In a blog post on Whole Foods' own website last week, Mackey said he did not disclose any proprietary information on the boards and that he never intended for them to be linked to him as expressing the views of the company. He also noted they were made long ago and that market conditions had changed.
“I posted on Yahoo! under a pseudonym because I had fun doing it,” he wrote in the blog.
He said he believes the FTC has revealed his identity as rahodeb as a way to embarrass him before the upcoming antitrust trial, scheduled to begin July 31.
“The views articulated by rahodeb sometimes represent what I actually believed and sometimes they didn't. Sometimes I simply played ‘devil's advocate’ for the sheer fun of arguing. Anyone who knows me realizes that I frequently do this in person, too. Rahodeb's postings therefore do not represent any official beliefs, policies or intentions by either Whole Foods Market or by me.”
The topics of the discussions seemed to focus on the quality of Whole Foods' performance, but they often strayed into philosophical arguments about veganism (Mackey said he is a vegan) and politics (he espouses a form of libertarianism). As widely reported last week, Mackey even defended his own haircut in the posts, saying he thought he looked “cute.”
Michael Krestell, an analyst with M Partners, Toronto, said he was surprised to learn about the situation.
“I don't know that anything officially wrong has been done, but it certainly seems like some inappropriate comments and actions, and it's just surprising that a CEO would be engaging in that behavior,” he said. “It's just another distraction for Whole Foods to have to manage.”

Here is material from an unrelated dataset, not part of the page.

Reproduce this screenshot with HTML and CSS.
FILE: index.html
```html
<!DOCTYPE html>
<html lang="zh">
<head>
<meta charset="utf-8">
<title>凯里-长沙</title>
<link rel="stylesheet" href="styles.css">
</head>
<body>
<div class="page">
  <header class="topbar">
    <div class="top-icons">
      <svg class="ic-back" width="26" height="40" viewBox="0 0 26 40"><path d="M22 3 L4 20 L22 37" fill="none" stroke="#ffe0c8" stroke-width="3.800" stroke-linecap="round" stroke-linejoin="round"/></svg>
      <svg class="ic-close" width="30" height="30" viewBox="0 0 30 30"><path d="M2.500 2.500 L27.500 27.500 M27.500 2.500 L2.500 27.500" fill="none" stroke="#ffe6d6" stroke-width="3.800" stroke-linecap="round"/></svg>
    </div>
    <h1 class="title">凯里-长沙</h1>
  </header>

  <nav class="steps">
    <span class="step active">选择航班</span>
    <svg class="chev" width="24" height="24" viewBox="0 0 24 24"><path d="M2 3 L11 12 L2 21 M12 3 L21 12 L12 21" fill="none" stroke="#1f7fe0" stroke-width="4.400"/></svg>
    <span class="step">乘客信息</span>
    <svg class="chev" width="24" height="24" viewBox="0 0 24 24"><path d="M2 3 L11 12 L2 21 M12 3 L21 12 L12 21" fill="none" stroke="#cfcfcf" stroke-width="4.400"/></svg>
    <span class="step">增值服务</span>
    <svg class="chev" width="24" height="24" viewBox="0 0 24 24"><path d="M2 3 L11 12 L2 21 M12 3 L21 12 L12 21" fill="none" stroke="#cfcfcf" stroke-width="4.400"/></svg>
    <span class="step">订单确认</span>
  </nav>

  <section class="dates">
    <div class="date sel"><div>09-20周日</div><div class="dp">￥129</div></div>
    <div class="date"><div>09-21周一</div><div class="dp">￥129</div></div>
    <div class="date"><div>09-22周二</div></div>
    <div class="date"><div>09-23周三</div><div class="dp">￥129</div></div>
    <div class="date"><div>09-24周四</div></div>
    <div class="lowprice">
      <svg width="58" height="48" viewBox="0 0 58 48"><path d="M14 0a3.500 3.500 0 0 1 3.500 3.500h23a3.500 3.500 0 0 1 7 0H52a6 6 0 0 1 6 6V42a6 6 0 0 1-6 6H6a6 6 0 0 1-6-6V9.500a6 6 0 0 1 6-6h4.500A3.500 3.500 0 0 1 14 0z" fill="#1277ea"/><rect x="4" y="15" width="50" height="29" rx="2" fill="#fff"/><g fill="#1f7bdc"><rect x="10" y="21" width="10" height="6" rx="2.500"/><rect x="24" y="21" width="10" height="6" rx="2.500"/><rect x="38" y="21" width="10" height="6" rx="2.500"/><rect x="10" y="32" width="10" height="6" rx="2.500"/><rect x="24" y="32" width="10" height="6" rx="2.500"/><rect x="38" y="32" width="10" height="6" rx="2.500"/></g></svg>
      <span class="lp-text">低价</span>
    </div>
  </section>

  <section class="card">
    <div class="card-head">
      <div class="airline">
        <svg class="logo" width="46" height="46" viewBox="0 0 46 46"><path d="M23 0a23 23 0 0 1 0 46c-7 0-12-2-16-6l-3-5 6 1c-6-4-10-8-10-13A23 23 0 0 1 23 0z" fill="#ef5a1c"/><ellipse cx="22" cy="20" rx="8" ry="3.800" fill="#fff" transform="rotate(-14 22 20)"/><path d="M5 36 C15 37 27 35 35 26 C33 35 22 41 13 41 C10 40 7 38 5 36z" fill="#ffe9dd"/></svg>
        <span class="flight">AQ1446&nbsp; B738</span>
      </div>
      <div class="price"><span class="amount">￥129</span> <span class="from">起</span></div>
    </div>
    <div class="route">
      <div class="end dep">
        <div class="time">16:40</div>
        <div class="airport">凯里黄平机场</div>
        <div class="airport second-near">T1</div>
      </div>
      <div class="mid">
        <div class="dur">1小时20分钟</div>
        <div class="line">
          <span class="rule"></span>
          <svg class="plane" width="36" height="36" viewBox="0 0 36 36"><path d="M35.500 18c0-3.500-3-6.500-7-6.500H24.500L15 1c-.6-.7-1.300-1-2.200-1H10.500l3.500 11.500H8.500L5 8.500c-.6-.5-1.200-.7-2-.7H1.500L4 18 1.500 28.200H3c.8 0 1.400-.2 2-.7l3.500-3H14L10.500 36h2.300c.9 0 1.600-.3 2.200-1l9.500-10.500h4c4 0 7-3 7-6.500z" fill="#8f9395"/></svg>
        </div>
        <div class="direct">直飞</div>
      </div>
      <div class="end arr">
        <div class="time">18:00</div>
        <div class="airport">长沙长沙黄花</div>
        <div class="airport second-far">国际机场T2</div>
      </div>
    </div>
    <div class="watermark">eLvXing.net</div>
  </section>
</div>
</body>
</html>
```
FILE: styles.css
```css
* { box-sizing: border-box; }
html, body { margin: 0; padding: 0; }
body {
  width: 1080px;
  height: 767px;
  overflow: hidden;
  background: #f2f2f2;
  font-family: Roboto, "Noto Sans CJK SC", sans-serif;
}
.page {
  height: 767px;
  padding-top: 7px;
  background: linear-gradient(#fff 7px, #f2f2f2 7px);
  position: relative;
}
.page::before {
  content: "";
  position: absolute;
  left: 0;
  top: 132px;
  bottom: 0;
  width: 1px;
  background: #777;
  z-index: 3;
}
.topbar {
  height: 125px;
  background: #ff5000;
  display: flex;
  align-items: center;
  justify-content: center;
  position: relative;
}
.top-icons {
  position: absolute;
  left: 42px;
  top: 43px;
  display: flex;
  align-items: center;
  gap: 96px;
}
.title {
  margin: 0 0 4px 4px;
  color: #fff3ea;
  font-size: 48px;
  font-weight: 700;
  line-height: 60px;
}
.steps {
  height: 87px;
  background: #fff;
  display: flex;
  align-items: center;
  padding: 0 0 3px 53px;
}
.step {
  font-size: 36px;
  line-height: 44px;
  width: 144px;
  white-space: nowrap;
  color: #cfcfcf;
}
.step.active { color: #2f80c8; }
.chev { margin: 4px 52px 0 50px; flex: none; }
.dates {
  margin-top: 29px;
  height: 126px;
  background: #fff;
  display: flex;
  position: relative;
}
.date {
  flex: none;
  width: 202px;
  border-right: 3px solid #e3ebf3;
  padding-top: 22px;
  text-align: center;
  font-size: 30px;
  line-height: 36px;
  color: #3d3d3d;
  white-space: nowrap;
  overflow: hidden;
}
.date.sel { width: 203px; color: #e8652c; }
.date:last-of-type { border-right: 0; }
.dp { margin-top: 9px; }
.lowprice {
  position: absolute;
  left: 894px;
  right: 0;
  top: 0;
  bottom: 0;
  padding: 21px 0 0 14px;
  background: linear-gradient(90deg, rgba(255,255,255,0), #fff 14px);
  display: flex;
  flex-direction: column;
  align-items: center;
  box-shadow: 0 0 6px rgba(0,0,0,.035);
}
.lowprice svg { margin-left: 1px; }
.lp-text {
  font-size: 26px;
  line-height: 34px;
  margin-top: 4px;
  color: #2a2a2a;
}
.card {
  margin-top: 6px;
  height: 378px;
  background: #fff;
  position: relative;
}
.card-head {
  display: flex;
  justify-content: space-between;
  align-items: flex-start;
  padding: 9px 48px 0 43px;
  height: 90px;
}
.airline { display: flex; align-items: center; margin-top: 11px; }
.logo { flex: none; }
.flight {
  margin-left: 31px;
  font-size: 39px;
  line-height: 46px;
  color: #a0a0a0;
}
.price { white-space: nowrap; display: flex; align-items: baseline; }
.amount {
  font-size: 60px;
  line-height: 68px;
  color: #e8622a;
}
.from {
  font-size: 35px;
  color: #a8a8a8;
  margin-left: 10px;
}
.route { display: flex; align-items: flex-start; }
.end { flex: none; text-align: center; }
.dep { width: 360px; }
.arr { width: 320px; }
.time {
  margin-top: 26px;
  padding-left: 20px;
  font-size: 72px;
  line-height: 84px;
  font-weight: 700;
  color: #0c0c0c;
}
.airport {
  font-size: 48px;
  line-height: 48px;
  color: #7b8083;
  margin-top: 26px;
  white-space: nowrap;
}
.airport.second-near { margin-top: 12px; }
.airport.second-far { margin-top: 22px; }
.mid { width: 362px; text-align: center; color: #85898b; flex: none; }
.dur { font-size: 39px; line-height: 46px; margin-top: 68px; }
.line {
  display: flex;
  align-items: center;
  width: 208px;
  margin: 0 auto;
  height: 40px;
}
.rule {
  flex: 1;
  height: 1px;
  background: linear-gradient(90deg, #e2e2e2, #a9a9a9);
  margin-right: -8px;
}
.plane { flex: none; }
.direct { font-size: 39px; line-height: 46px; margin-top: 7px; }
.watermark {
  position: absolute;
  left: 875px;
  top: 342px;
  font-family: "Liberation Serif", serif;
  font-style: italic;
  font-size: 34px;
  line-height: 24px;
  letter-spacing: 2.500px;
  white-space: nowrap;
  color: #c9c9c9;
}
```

Neil Stern, a consultant with McMillan Doolittle, Chicago, said the posts “put into question the proper role of the CEO — the boundaries have really been crossed.”
He said the postings seemed out of character for a company that otherwise has been on the industry's leading edge in many respects.
“Whole Foods has been a paragon of how to run a public company,” he said.
One analyst, who asked not to be identified, said he believes Mackey may be ready to step aside as the CEO.
“I think the reign of John Mackey is coming to an end,” he said. “This may be the tipping point.”
The analyst noted that although shareholders had not yet called for him to step down, the upcoming FTC hearing could help decide his fate.
Krestell of M Partners noted that if shareholders or the board of directors do begin seeking Mackey's resignation quickly, it could put the Wild Oats acquisition in even more jeopardy.
In its filing last week, the FTC presented a more thorough explanation of its reasoning for seeking to block the merger, citing specific examples of pricing strategies pursued by Whole Foods and Wild Oats against each other.
In Boulder, the FTC asserts, Whole Foods was planning price cuts of 10% across the board to compete with the planned opening of a flagship Wild Oats store. Whole Foods projected losses of $150,000 per week in sales to the Wild Oats store, while the opening of a new Safeway “lifestyle” location in Boulder in February of last year only had an impact of $30,000 per week in lost sales, and only for the first three months, according to the FTC filing.
The FTC said Whole Foods' sales and margins appear to be most directly impacted by Wild Oats. Trader Joe's seems to have some impact on sales, the FTC said, and traditional supermarkets have even less impact on Whole Foods' sales.
The contention that Whole Foods and Wild Oats occupy a distinct food retailing niche, apart from traditional supermarkets, is at the core of the FTC's case against the merger. In the filing, the FTC cites past antitrust cases, including the failed Staples-Office Depot merger, in which the courts found that companies can be considered, for antitrust purposes, to compete against each other within a “sub-category” of retailing.
“Premium natural and organic supermarkets create a varied and dynamic experience for shoppers, inviting them to make the premium natural and organic supermarket a destination to which shoppers come not merely to shop, but to gather together, interact and learn, often while enjoying shared eating and other experiences,” the FTC wrote.